Jésus-Christ est Dieu et, à la fois, chemin vers Dieu. Aussi le croyant chrétien n’est-il jamais en face de Jésus-Christ, pas plus qu’il n’est en face de Dieu, comme on peut être en face de quelqu’un qu’on pourrait voir, proche ou lointain, Terre Promise. Il est en Jésus-Christ et en Dieu. Jésus-Christ et Dieu sont en lui, comme tout homme est dans le Verbe et comme le Verbe est en tout homme. En cela consiste l’expérience spirituelle, la vie dans l’Esprit. Au reste, l’important n’est pas l’affirmation, somme toute assez élémentaire, de la mutuelle résidence du Verbe en l’humanité et de l’humanité dans le Verbe. Il s’agit surtout de consentir aux modalités de cette résidence – et c’est toujours difficile, proprement incroyable, irreprésentable en tout cas. Que le Verbe habite en nous et que nous habitions dans le Verbe, cela tient, en effet, à l’essence du christianisme. Mais que cet échange dans l’habitation se produise dans le va-et-vient des conversations par lesquelles, de multiples façons, nous poursuivons notre entretien tout au long de l’histoire humaine, voilà qui est vraiment étonnant. Car alors il nous faut admettre que Dieu court, en quelque sorte, dans notre commerce, qui seul apparaît, et que s’Il y apparaissait, Il le supprimerait. Entre nous, Dieu n’est ni latent, ni patent, mais cru.

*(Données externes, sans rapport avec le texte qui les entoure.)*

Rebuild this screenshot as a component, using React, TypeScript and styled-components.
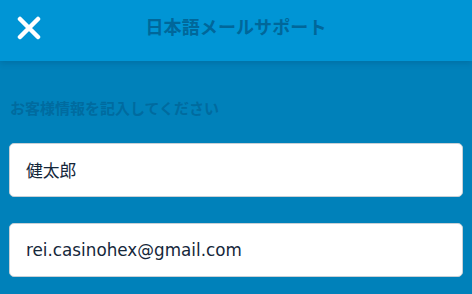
import styled, { createGlobalStyle } from "styled-components";

const GlobalStyle = createGlobalStyle`
  html, body {
    margin: 0;
    padding: 0;
    background: #0081ba;
    font-family: "Liberation Sans", "Noto Sans CJK JP", sans-serif;
  }
`;

const Page = styled.div`
  width: 472px;
  height: 294px;
  background: #0081ba;
  overflow: hidden;
`;

const Header = styled.div`
  position: relative;
  height: 61px;
  background: #0095d5;
  display: flex;
  align-items: center;
  justify-content: center;
  box-shadow: 0 2px 6px rgba(0, 60, 100, 0.25);
`;

const CloseButton = styled.button`
  position: absolute;
  left: 15px;
  top: 14px;
  width: 28px;
  height: 28px;
  padding: 0;
  border: none;
  background: transparent;
  display: flex;
  align-items: center;
  justify-content: center;
`;

const Title = styled.h1`
  margin: 0;
  font-size: 18px;
  font-weight: bold;
  color: #00679a;
  letter-spacing: 0.1px;
  margin-top: -10px;
`;

const Form = styled.div`
  display: flex;
  flex-direction: column;
  padding: 0 9px;
`;

const Label = styled.div`
  margin-top: 36px;
  font-size: 15px;
  font-weight: bold;
  color: #006b9f;
  padding-left: 1px;
`;

const Field = styled.div<{ $top: number }>`
  margin-top: ${(p) => p.$top}px;
  height: 54px;
  background: #fff;
  border: 1px solid #c8d0d6;
  border-radius: 5px;
  box-sizing: border-box;
  display: flex;
  align-items: center;
  padding-left: 16px;
  font-family: "DejaVu Sans", "Noto Sans CJK JP", sans-serif;
  font-size: 16.8px;
  color: #15273a;
`;

export default function App() {
  return (
    <Page>
      <GlobalStyle />
      <Header>
        <CloseButton>
          <svg width="24" height="24" viewBox="0 0 24 24">
            <path
              d="M3 3 L21 21 M21 3 L3 21"
              stroke="#fff"
              strokeWidth="4.5"
              strokeLinecap="round"
            />
          </svg>
        </CloseButton>
        <Title>日本語メールサポート</Title>
      </Header>
      <Form>
        <Label>お客様情報を記入してください</Label>
        <Field $top={25}>健太郎</Field>
        <Field $top={26}>rei.casinohex@gmail.com</Field>
      </Form>
    </Page>
  );
}
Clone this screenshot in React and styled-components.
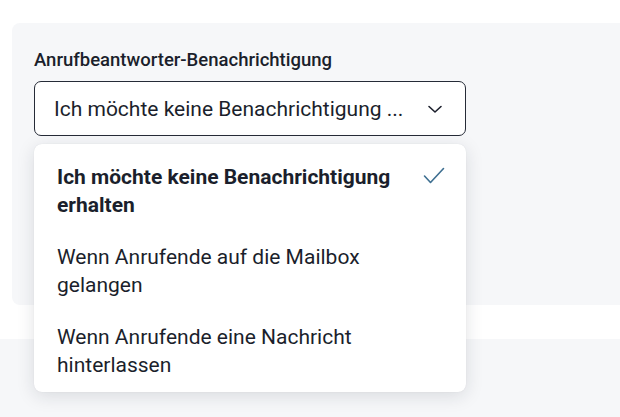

Il ne suffit donc pas de dire, avec Pascal, que  » toutes choses sont des voiles qui couvrent Dieu  » et que  » les Chrétiens doivent le reconnaître en tout « (4) . Il faut aller plus loin encore, plus loin que l’opposition du caché et du manifeste. Que dire alors ?

La parole, qui toujours se produit dans l’élément de l’écoute, est l’opération par laquelle nous communiquons les uns avec les autres, en nous donnant et en nous accueillant, comme aussi en refusant de nous donner et de nous accueillir. Or c’est dans cette parole fragile, dans ses abaissements comme dans ses gloires, que Dieu réside, activement et passivement. Aussi bien faudrait-il aller jusqu’à dire qu’en rigueur de termes Dieu ne se communique pas à nous, mais qu’Il est dans la communication qui advient entre nous. Car Jésus-Christ assure ceux qui croient en lui de la portée métaphorique, saintement métaphorique, de la parole humaine. Ainsi donc qui croit en Jésus-Christ, Verbe en chair, ne doute pas que parler, écouter, emporte, et jamais en vain, dans un mouvement qui déborde infiniment tout ce qui peut se dire et s’écouter.

Guy Lafon

(1) Victor HUGO, « Booz endormi », dans La Légende des Siècles. Rappelons ici la définition de la métaphore la plus souvent retenue : « La métaphore est une figure par laquelle on transporte, pour ainsi dire, la signification propre d’un mot à une autre signification qui ne lui convient qu’en vertu d’une comparaison qui est dans l’esprit » (DUMARSAIS, Traité des tropes, L, 4).

(2) Jean GROSJEAN, La Gloire, Poésie/Gallimard, Paris, 1969, p.180.

(3) GOETHE, Faust I, v.1224-1237.

(4) PASCAL, « Lettre à Mlle de Roannez », Pensées et Opuscules, Brunschvicg, p.215.